DATASET EXTRACT
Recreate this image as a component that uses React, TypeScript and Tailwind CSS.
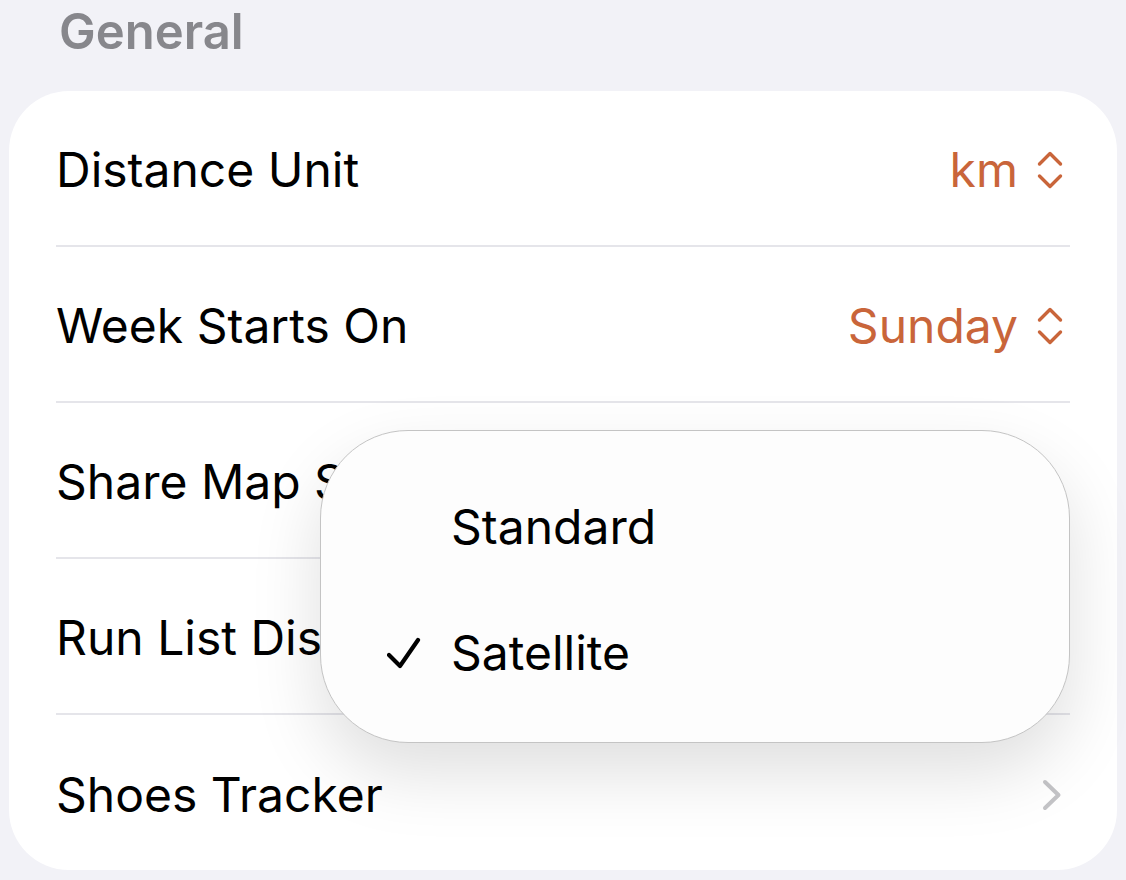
import React from 'react'

type Row = {
    label: string
    value?: string
    kind: 'select' | 'link' | 'hidden'
}

// rows 3 and 4 sit under the open menu, so their values are left out
const rows: Row[] = [
    { label: 'Distance Unit', value: 'km', kind: 'select' },
    { label: 'Week Starts On', value: 'Sunday', kind: 'select' },
    { label: 'Share Map Style', kind: 'hidden' },
    { label: 'Run List Display', kind: 'hidden' },
    { label: 'Shoes Tracker', kind: 'link' },
]

function UpDown() {
    return (
        <svg width="26" height="38" viewBox="0 0 26 38" fill="none" stroke="currentColor" strokeWidth="3.4" strokeLinecap="round" strokeLinejoin="round">
            <polyline points="2.5,13 13,2.5 23.5,13" />
            <polyline points="2.5,25 13,35.5 23.5,25" />
        </svg>
    )
}

function ChevronRight() {
    return (
        <svg width="20" height="32" viewBox="0 0 20 32" fill="none" stroke="#c4c4c7" strokeWidth="4" strokeLinecap="round" strokeLinejoin="round">
            <polyline points="3,3 16.5,16 3,29" />
        </svg>
    )
}

function Check() {
    return (
        <svg width="34" height="32" viewBox="0 0 34 32" fill="none" stroke="#000" strokeWidth="4.2" strokeLinecap="round" strokeLinejoin="round">
            <polyline points="2,18 13,29 31,3" />
        </svg>
    )
}

export default function App() {
    return (
        <div
            className="relative w-[1126px] h-[880px] overflow-hidden bg-[#f2f2f7]"
            style={{ fontFamily: 'Inter, "Noto Sans", sans-serif' }}
        >
            <div className="h-[91px] pl-[59px] pt-[7px]">
                <h2 className="text-[49px] leading-none font-semibold text-[#87878c]">General</h2>
            </div>

            <div className="mx-[9px] rounded-[60px] bg-white">
                {rows.map((row, i) => (
                    <div key={row.label}>
                        <div className={`flex items-center justify-between pt-[4px] pl-[47px] pr-[54px] ${i === rows.length - 1 ? 'h-[155px]' : 'h-[154px]'}`}>
                            <span className="text-[48px] leading-none text-black">{row.label}</span>
                            {row.kind === 'select' && (
                                <span className="flex items-center gap-[19px] text-[#c9653a]">
                                    <span className="text-[48px] leading-none">{row.value}</span>
                                    <UpDown />
                                </span>
                            )}
                            {row.kind === 'link' && (
                                <span className="pr-[1px]">
                                    <ChevronRight />
                                </span>
                            )}
                        </div>
                        {i < rows.length - 1 && <div className="mx-[47px] h-[2px] bg-[#e5e5ea]" />}
                    </div>
                ))}
            </div>

            {/* map style menu */}
            <div className="absolute left-[320px] top-[430px] w-[750px] h-[313px] rounded-[88px] border border-[#c4c4c4] bg-[#fdfdfd] shadow-[0_30px_70px_rgba(0,0,0,0.13)] pt-[33px] pl-[66px]">
                <div className="flex h-[126px] items-center">
                    <span className="w-[64px]" />
                    <span className="text-[48px] leading-none text-black">Standard</span>
                </div>
                <div className="flex h-[126px] items-center">
                    <span className="w-[64px]">
                        <Check />
                    </span>
                    <span className="text-[48px] leading-none text-black">Satellite</span>
                </div>
            </div>
        </div>
    )
}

DESCRIPTION OF THE TASK
Copy out all the data exactly; skip the pictures.

RESULT OF THE EXERCISE
Recreate this image as a component that uses React, TypeScript and Tailwind CSS.
import React from 'react'

type Row = {
    label: string
    value?: string
    kind: 'select' | 'link' | 'hidden'
}

// rows 3 and 4 sit under the open menu, so their values are left out
const rows: Row[] = [
    { label: 'Distance Unit', value: 'km', kind: 'select' },
    { label: 'Week Starts On', value: 'Sunday', kind: 'select' },
    { label: 'Share Map Style', kind: 'hidden' },
    { label: 'Run List Display', kind: 'hidden' },
    { label: 'Shoes Tracker', kind: 'link' },
]

function UpDown() {
    return (
        <svg width="26" height="38" viewBox="0 0 26 38" fill="none" stroke="currentColor" strokeWidth="3.4" strokeLinecap="round" strokeLinejoin="round">
            <polyline points="2.5,13 13,2.5 23.5,13" />
            <polyline points="2.5,25 13,35.5 23.5,25" />
        </svg>
    )
}

function ChevronRight() {
    return (
        <svg width="20" height="32" viewBox="0 0 20 32" fill="none" stroke="#c4c4c7" strokeWidth="4" strokeLinecap="round" strokeLinejoin="round">
            <polyline points="3,3 16.5,16 3,29" />
        </svg>
    )
}

function Check() {
    return (
        <svg width="34" height="32" viewBox="0 0 34 32" fill="none" stroke="#000" strokeWidth="4.2" strokeLinecap="round" strokeLinejoin="round">
            <polyline points="2,18 13,29 31,3" />
        </svg>
    )
}

export default function App() {
    return (
        <div
            className="relative w-[1126px] h-[880px] overflow-hidden bg-[#f2f2f7]"
            style={{ fontFamily: 'Inter, "Noto Sans", sans-serif' }}
        >
            <div className="h-[91px] pl-[59px] pt-[7px]">
                <h2 className="text-[49px] leading-none font-semibold text-[#87878c]">General</h2>
            </div>

            <div className="mx-[9px] rounded-[60px] bg-white">
                {rows.map((row, i) => (
                    <div key={row.label}>
                        <div className={`flex items-center justify-between pt-[4px] pl-[47px] pr-[54px] ${i === rows.length - 1 ? 'h-[155px]' : 'h-[154px]'}`}>
                            <span className="text-[48px] leading-none text-black">{row.label}</span>
                            {row.kind === 'select' && (
                                <span className="flex items-center gap-[19px] text-[#c9653a]">
                                    <span className="text-[48px] leading-none">{row.value}</span>
                                    <UpDown />
                                </span>
                            )}
                            {row.kind === 'link' && (
                                <span className="pr-[1px]">
                                    <ChevronRight />
                                </span>
                            )}
                        </div>
                        {i < rows.length - 1 && <div className="mx-[47px] h-[2px] bg-[#e5e5ea]" />}
                    </div>
                ))}
            </div>

            {/* map style menu */}
            <div className="absolute left-[320px] top-[430px] w-[750px] h-[313px] rounded-[88px] border border-[#c4c4c4] bg-[#fdfdfd] shadow-[0_30px_70px_rgba(0,0,0,0.13)] pt-[33px] pl-[66px]">
                <div className="flex h-[126px] items-center">
                    <span className="w-[64px]" />
                    <span className="text-[48px] leading-none text-black">Standard</span>
                </div>
                <div className="flex h-[126px] items-center">
                    <span className="w-[64px]">
                        <Check />
                    </span>
                    <span className="text-[48px] leading-none text-black">Satellite</span>
                </div>
            </div>
        </div>
    )
}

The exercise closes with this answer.